In other words, folks, we're flying by the seat of our pants here. And anything could happen. That wildly swinging pendulum could knock a lot of people on their butts.
For those of us who have long argued that we should have higher oil prices, that the $10-a-barrel oil of nine years ago, and the $20 price of 25 years ago, provided the perfect opportunity to gradually boost gasoline taxes and use the revenue to research, develop and commercialize alternative energy sources, the current situation has a bittersweet taste.
Because now, everyone who was saying a decade ago, or two-and-a-half decades ago, that the time wasn't propitious to raise gasoline taxes are finally right. I paid $4.39 a gallon for regular gas yesterday, but I can afford it. Many Americans are hurting. Adding a tax to that hurt right now is not just unpalatable, it's politically impossible.

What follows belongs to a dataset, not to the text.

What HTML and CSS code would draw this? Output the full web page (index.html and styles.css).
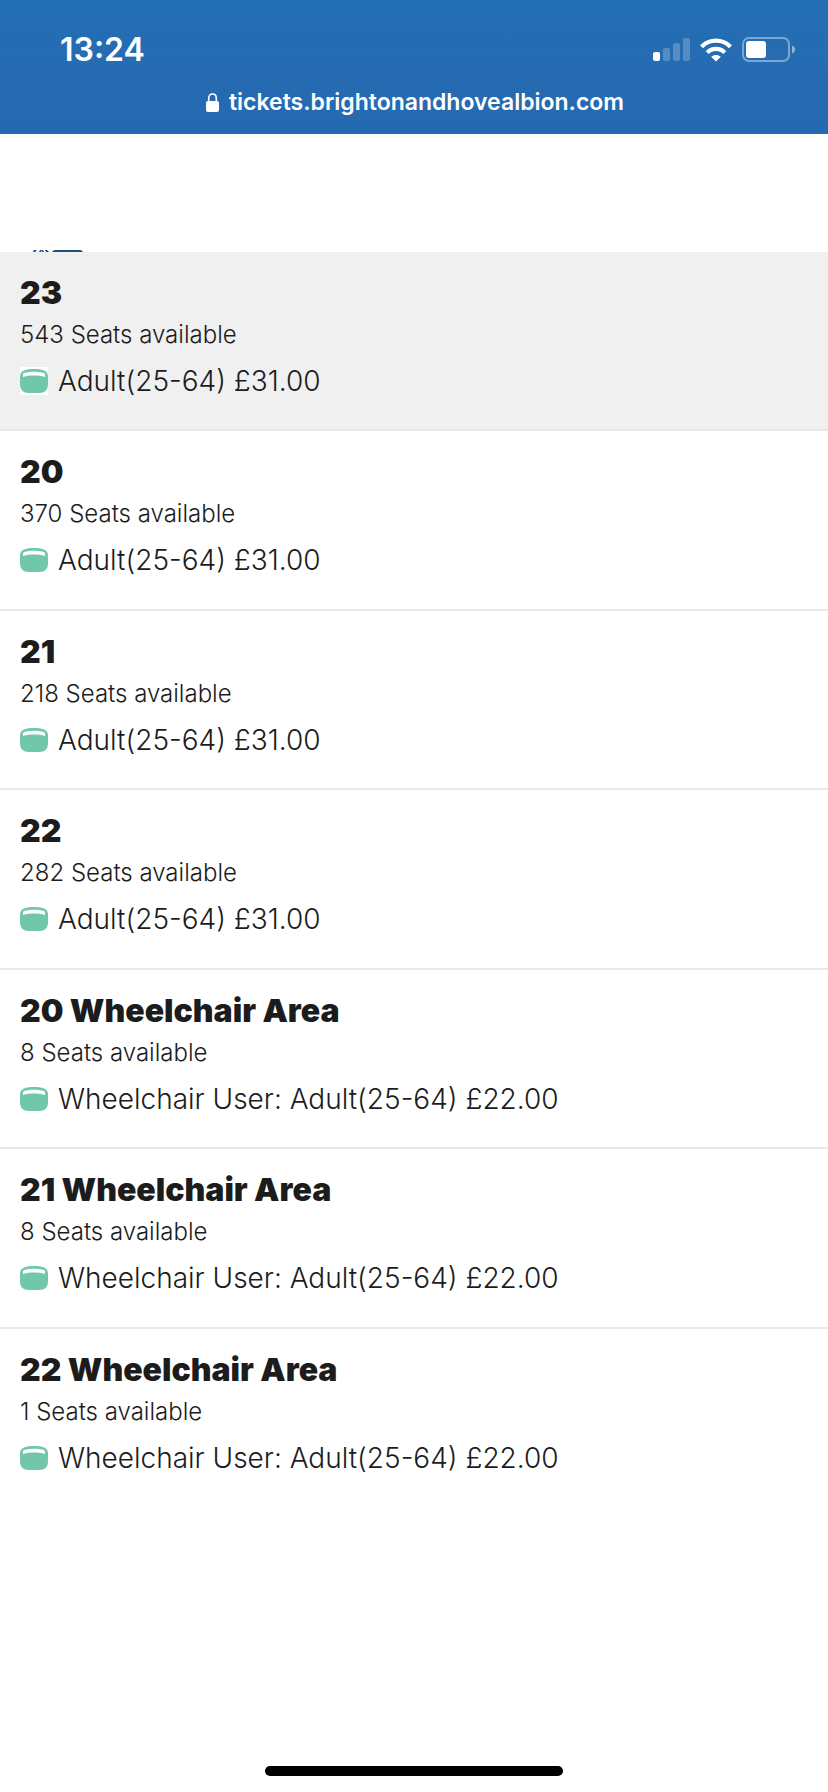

But, perhaps, just perhaps, the shock of what's happening will finally, finally, finally spur the federal government the way it was spurred in the '70s to actually come up with a far-sighted energy policy the way the much-maligned Jimmy Carter did. And perhaps, this time, it won't be dismantled by the fools who have been doing their best since 1981 to ignore our need to revolutionize our production and consumption of energy and its effects on the environment.